God set forth Christ as a propitiation place. In the original language the words "propitiation place" mean propitiation cover. In the Old Testament, the ark of the covenant was covered by a golden lid called the propitiation cover (translated by the King James Version as "mercy seat"). Man’s prayer passed through this cover to reach God, and God’s answer went through the same to meet man. That was a meeting place between God and man. Now Jesus has become this propitiation cover. He is the focal point of God and man. Both can now meet in Him on the basis of His blood. Jesus has died for us. He has shed His blood and forgiven our sins. Now He has become our propitiation cover.

Before Jesus died, "God passed over the sins that had previously occurred, with a view to the demonstrating of His righteousness in the present time." From Adam to Jesus, for more than four thousand years, countless sins were committed by man. Although God passed over them, He did not let them go by. This shows His righteousness in former times. In the present time, He has sent His Son. We are now justified in Him. In itself this very justification is a just act. This passage tells us the different ways that God handled these two things. First, He passed over the sins committed formerly, reckoning that Jesus would come; in this He proved Himself righteous. Second, He forgives all the sins committed now, basing this upon the judgment of Christ; in this He also declares Himself righteous. By the death of Jesus, God has both declared us sinless as well as Himself righteous.


Once I met a sister in the Lord.

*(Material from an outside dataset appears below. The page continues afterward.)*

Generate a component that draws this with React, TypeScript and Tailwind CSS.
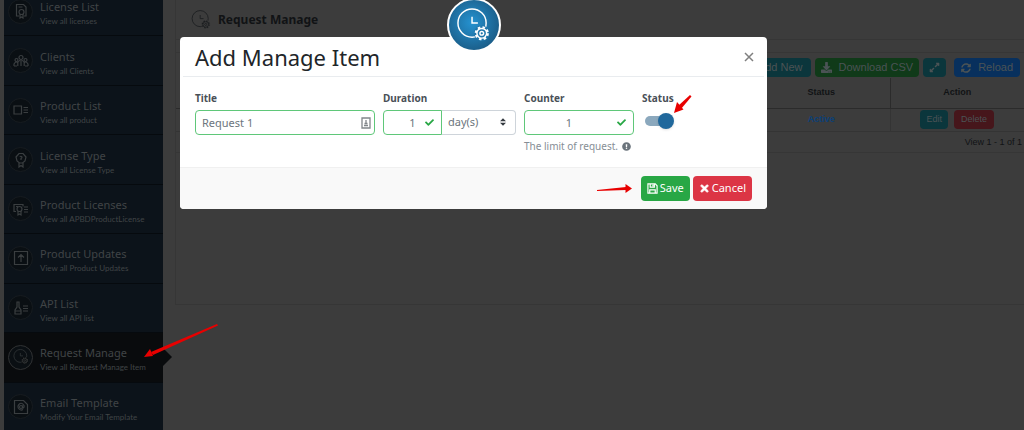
import React from 'react';
import { FaCheck, FaDownload, FaExclamationCircle, FaExpandAlt, FaSyncAlt, FaTimes } from 'react-icons/fa';

type MenuItem = { title: string; note: string; icon: React.ReactNode; active?: boolean };

const Cog = ({ x, y }: { x: number; y: number }) => (
  <g transform={`translate(${x} ${y})`}>
    <circle r="5" />
    <circle r="6.2" strokeWidth="2.2" strokeDasharray="2.6 2.27" />
    <circle r="1.9" />
  </g>
);

const ClockCog = ({ className, cogFill }: { className: string; cogFill: string }) => (
  <svg viewBox="0 0 34 36" className={className} fill="none" stroke="currentColor" strokeWidth="1.5">
    <circle cx="15.500" cy="15.500" r="14.500" />
    <path d="M15.500 9v6.500h6" />
    <circle cx="25.500" cy="26" r="8" fill={cogFill} stroke="none" />
    <Cog x={25.5} y={26} />
  </svg>
);

const Glyph = ({ children }: { children: React.ReactNode }) => (
  <svg viewBox="0 0 16 16" className="size-4" fill="none" stroke="currentColor" strokeWidth="1.2">{children}</svg>
);

const menu: MenuItem[] = [
  { title: 'License List', note: 'View all licenses', icon: <Glyph><path d="M6 13H3.500V1.500h7L13 4v9h-2M5.500 4h4" /><circle cx="8.500" cy="9" r="2.500" /><path d="M7 11v4l1.500-1 1.500 1v-4" /></Glyph> },
  { title: 'Clients', note: 'View all Clients', icon: <Glyph><circle cx="8" cy="4.500" r="2" /><circle cx="3.500" cy="7" r="1.500" /><circle cx="12.500" cy="7" r="1.500" /><path d="M4.800 13V9.500Q8 4.500 11.200 9.500V13M1 13v-2q2-3.500 4-1M15 13v-2q-2-3.500-4-1M8 8v5M1 13h3M12 13h3" /></Glyph> },
  { title: 'Product List', note: 'View all product', icon: <Glyph><path d="M1 4h7.500v8H1zM10.500 5.500H15M10.500 8H15M10.500 10.500H15" /></Glyph> },
  { title: 'License Type', note: 'View all License Type', icon: <Glyph><path d="M6 1.500h4l3 3.500-1 4-2.500 2h-3L4 9 3 5zM6 11v4l2-1.500 2 1.500v-4M6.800 5q1.200-1.500 2.200 0 0 1-1 1.500V8" /></Glyph> },
  { title: 'Product Licenses', note: 'View all APBDProductLicense', icon: <Glyph><path d="M3 10.500H1v-7h9v2M3 5.500h2M11 6h4M11 8.500h4M11 11h4" /><circle cx="6.500" cy="8" r="2.500" /><path d="M5 10v4l1.500-1L8 14v-4" /></Glyph> },
  { title: 'Product Updates', note: 'View all Product Updates', icon: <Glyph><path d="M1.500 1.500h13v13h-13zM8 12V5M5 7.500L8 4.500l3 3" /></Glyph> },
  { title: 'API List', note: 'View all API list', icon: <Glyph><path d="M4 2h2v5l2 3v4H2v-4l2-3zM2 11h6M10 6h5M10 8.500h5M10 11h5" /></Glyph> },
  { title: 'Request Manage', note: 'View all Request Manage Item', active: true, icon: <ClockCog className="size-4" cogFill="#090b0d" /> },
  { title: 'Email Template', note: 'Modify Your Email Template', icon: <Glyph><path d="M1.500 1.500h9l4 4v9h-13z" /><circle cx="8" cy="8" r="1.500" /><path d="M9.500 6.500v2.500q2 0 1.500-2.500-1.500-3-4-2-3 2-1.500 5 2 2.500 4.500 1" /></Glyph> },
];

const Sidebar = () => (
  <nav className="-mt-[13px] ml-1 grid h-[445px] w-[159px] shrink-0 auto-rows-fr self-start">
    {menu.map((item) => (
      <a
        key={item.title}
        href="#"
        className={`relative flex items-center gap-[7px] border-b border-[#060a0e] pl-1 ${item.active ? 'bg-[#090b0d]' : 'bg-[#0c131a]'}`}
      >
        <span className={`flex size-[25px] shrink-0 items-center justify-center rounded-full border bg-[#0a0f13] text-[#3a3e40] ${item.active ? 'border-[#303233]' : 'border-[#171c20]'}`}>
          {item.icon}
        </span>
        <span className="whitespace-nowrap pt-1 text-[#404446]">
          <span className="block text-[11px] leading-4">{item.title}</span>
          <span className="block font-[Lato] text-[8px] leading-3">{item.note}</span>
        </span>
        {item.active && (
          <svg viewBox="0 0 9 18" className="absolute left-full top-1/2 h-[18px] w-[9px] -translate-y-1/2" fill="#090b0d">
            <path d="M0 0l9 9-9 9z" />
          </svg>
        )}
      </a>
    ))}
  </nav>
);

const Panel = () => (
  <main className="ml-3 mb-[125px] flex min-w-0 flex-1 flex-col border-b border-l border-[#363636] text-[#111315]">
    <header className="flex h-10 items-center gap-[7px] border-b border-[#363636] pl-[15px]">
      <ClockCog className="size-5 text-[#1b1d1f]" cogFill="#3c3c3c" />
      <h1 className="text-[12px] font-bold">Request Manage</h1>
    </header>
    <div className="mt-3 flex h-[26px] items-center justify-end gap-1 border-t border-[#363636] pr-1 pt-1 font-['Liberation_Sans'] text-[11px] text-[#4b5355]">
      <button className="flex h-[19px] items-center rounded-sm bg-[#0b363c] px-2">Add New</button>
      <button className="flex h-[19px] items-center gap-[7px] rounded-sm bg-[#103a19] px-[6px]"><FaDownload className="size-[11px]" />Download CSV</button>
      <button aria-label="Expand" className="flex h-[19px] w-[23px] items-center justify-center rounded-sm bg-[#0b363c]"><FaExpandAlt className="size-[11px]" /></button>
      <button className="ml-1 flex h-[19px] items-center gap-[7px] rounded-sm bg-[#08305d] px-[7px]"><FaSyncAlt className="size-[10px]" />Reload</button>
    </div>
    <table className="w-full table-fixed border-collapse font-['Liberation_Sans'] text-[9px]">
      <colgroup><col /><col className="w-[137px]" /><col className="w-[134px]" /></colgroup>
      <thead>
        <tr className="h-[30px] border-b border-[#2b2b2b]">
          <td />
          <th className="border-r border-[#2b2b2b]">Status</th>
          <th>Action</th>
        </tr>
      </thead>
      <tbody>
        <tr className="h-[23px] border-b border-[#343434]">
          <td />
          <td className="border-r border-[#343434] text-center font-bold text-[#0b4078]">Active</td>
          <td>
            <div className="flex justify-center gap-[6px] text-[#4b5355]">
              <button className="h-[19px] rounded-sm bg-[#0b363c] px-[6px]">Edit</button>
              <button className="h-[19px] rounded-sm bg-[#46161b] px-[7px]">Delete</button>
            </div>
          </td>
        </tr>
      </tbody>
    </table>
    <p className="border-b border-[#363636] pr-[2px] text-right font-['Liberation_Sans'] text-[9px] leading-5">View 1 - 1 of 1</p>
  </main>
);

const field = 'block h-[25px] w-full border border-[#5fc779] bg-white text-[11px] text-[#6c757d] outline-none';
const label = 'mb-1 block text-[10px] font-bold leading-4 text-[#495057]';

const AddItemDialog = () => (
  <form role="dialog" aria-label="Add Manage Item" className="absolute left-[180px] right-[257px] top-[37px] rounded bg-white">
    <div className="absolute -top-[39px] left-1/2 flex size-[54px] -translate-x-1/2 items-center justify-center rounded-full border-2 border-white bg-radial-[at_45%_45%] from-[#2592d0] to-[#174b70] text-white">
      <ClockCog className="size-[35px]" cogFill="#1f76ab" />
    </div>
    <header className="mx-[3px] flex h-10 items-center justify-between border-b border-[#e9ecef] pl-3 pr-[10px]">
      <h2 className="text-[22px] leading-8 text-[#212529]">Add Manage Item</h2>
      <button type="button" aria-label="Close" className="text-[#7f7f7f]">
        <svg viewBox="0 0 10 10" className="size-[10px]" stroke="currentColor" strokeWidth="1.5"><path d="M1 1l8 8M9 1L1 9" /></svg>
      </button>
    </header>
    <div className="flex items-start gap-2 px-[15px] pb-[13px] pt-[13px]">
      <div className="min-w-0 flex-1">
        <label htmlFor="title" className={label}>Title</label>
        <div className="relative">
          <input id="title" defaultValue="Request 1" className={`${field} rounded-sm px-[6px]`} />
          <svg viewBox="0 0 10 12" className="absolute right-1 top-[7px] h-3 w-[10px]" fill="none" stroke="#81868a" strokeWidth="1.3">
            <path d="M1 1h8v10H1zM3 8.500h4M5 3v3M3.500 6.500h3" />
          </svg>
        </div>
      </div>
      <div className="w-[133px]">
        <label htmlFor="duration" className={label}>Duration</label>
        <div className="flex">
          <div className="relative w-[59px]">
            <input id="duration" defaultValue="1" className={`${field} rounded-l-sm px-5 text-center`} />
            <FaCheck className="absolute right-2 top-2 size-[9px] text-[#28a745]" />
          </div>
          <div className="relative flex-1">
            <select aria-label="Duration unit" className="block h-[25px] w-full appearance-none rounded-r-sm border border-l-0 border-[#ced4da] bg-white px-[6px] text-[11px] text-[#6c757d]">
              <option>day(s)</option>
            </select>
            <svg viewBox="0 0 4 5" className="pointer-events-none absolute right-[10px] top-2 h-2 w-[6px]" fill="#343a40"><path d="M2 0L0 2h4zm0 5L0 3h4z" /></svg>
          </div>
        </div>
      </div>
      <div className="w-[110px]">
        <label htmlFor="counter" className={label}>Counter</label>
        <div className="relative">
          <input id="counter" defaultValue="1" className={`${field} rounded-sm pl-[6px] pr-[26px] text-center`} />
          <FaCheck className="absolute right-2 top-2 size-[9px] text-[#28a745]" />
        </div>
        <p className="mt-[3px] flex items-center gap-1 whitespace-nowrap text-[10px] leading-4 text-[#868e96]">
          The limit of request. <FaExclamationCircle className="size-[9px] text-[#6c757d]" />
        </p>
      </div>
      <div className="w-[110px]">
        <label htmlFor="status" className={label}>Status</label>
        <input
          id="status"
          type="checkbox"
          role="switch"
          defaultChecked
          className="relative ml-[3px] mt-[10px] block h-[10px] w-7 appearance-none rounded-full bg-[#8ba8bd] after:absolute after:-right-px after:-top-[3px] after:size-4 after:rounded-full after:bg-[#20689c] after:shadow"
        />
      </div>
    </div>
    <footer className="flex justify-end gap-[3px] rounded-b border-t border-[#f0f0f0] bg-[#f9f9f9] px-[15px] py-2 text-[11px] text-white">
      <button type="submit" className="flex h-[25px] items-center gap-[2px] rounded-sm bg-[#28a745] px-[6px]">
        <svg viewBox="0 0 12 12" className="size-[11px]" fill="none" stroke="currentColor" strokeWidth="1.3">
          <path d="M1 1h8l2 2v8H1zM3.500 1v3.500h4.500V1M3 11V7.500h6V11M6.500 2v1.500" />
        </svg>
        Save
      </button>
      <button type="button" className="flex h-[25px] items-center gap-[2px] rounded-sm bg-[#dc3545] px-[6px]"><FaTimes className="size-[11px]" stroke="currentColor" strokeWidth="30" />Cancel</button>
    </footer>
  </form>
);

const Arrow = ({ className, viewBox, line, head }: { className: string; viewBox: string; line: string; head: string }) => (
  <svg viewBox={viewBox} className={`pointer-events-none absolute ${className}`} fill="#e80000" aria-hidden="true">
    <path d={line} />
    <path d={head} />
  </svg>
);

export default function App() {
  return (
    <div className="relative flex h-screen overflow-hidden bg-[#3c3c3c] font-['Noto_Sans',sans-serif]">
      <Sidebar />
      <Panel />
      <AddItemDialog />
      <Arrow className="left-[144px] top-[324px] h-[34px] w-[74px]" viewBox="0 0 74 34" line="M73 0l1 1.500L9 31 7 28z" head="M0 33l6-8 1.500 3.500 1.500 3.500z" />
      <Arrow className="left-[674px] top-[95px] h-[19px] w-[18px]" viewBox="0 0 18 19" line="M16 0l1.500 1.500L7 14l-3-3z" head="M0 18l3-11 6.500 7.500z" />
      <Arrow className="left-[597px] top-[184px] h-[10px] w-[35px]" viewBox="0 0 35 10" line="M0 6l29-3v3L0 7z" head="M35 4.500L28.500 0v9z" />
    </div>
  );
}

She said that she was an evil person and had committed many sins. She had indulged in all a woman could ever commit. Because of this, she thought that she could never be forgiven. I checked to see whether she believed that Jesus shed His blood for the sins of man, that is, for man’s redemption. She said that she knew all these doctrines, but having been a Christian for so many years, and committing the multitude of sins as she did, it was impossible to be forgiven anymore.

I was sitting in front of her. At that point I stood up and solemnly looked into her eyes, saying emphatically, "I do not care whether your sins are forgiven or not! But the way you talk implies that God has sinned. This I do care! On the one hand, you believe that you are in Christ. Yet, on the other hand, you do not believe that your sins can be forgiven. If God does not forgive you, does that mean that God is unrighteous? If He is unrighteous, then He sins. How can God ever sin? I do not care if you are condemned and are going to perish. But God loved you and sent His Son to pay all the debts of your sins. His Son’s death is now your death. All your sins are on His shoulder. If what you say is true, then God has indeed taken back His words. He is coming again to collect the debts of your sins! You are saying that God cannot forgive your sins and that He has become an unrighteous God! What kind of talk is this? For this I have to stand up! My God can never be unrighteous!"

On that day, tears streamed from her eyes. She exclaimed, "I am sinful, but God is righteous! He has to forgive me in Christ. Although my sins are numerous, thank Him; He is bound to forgive me! He would be unrighteous if He did not do so."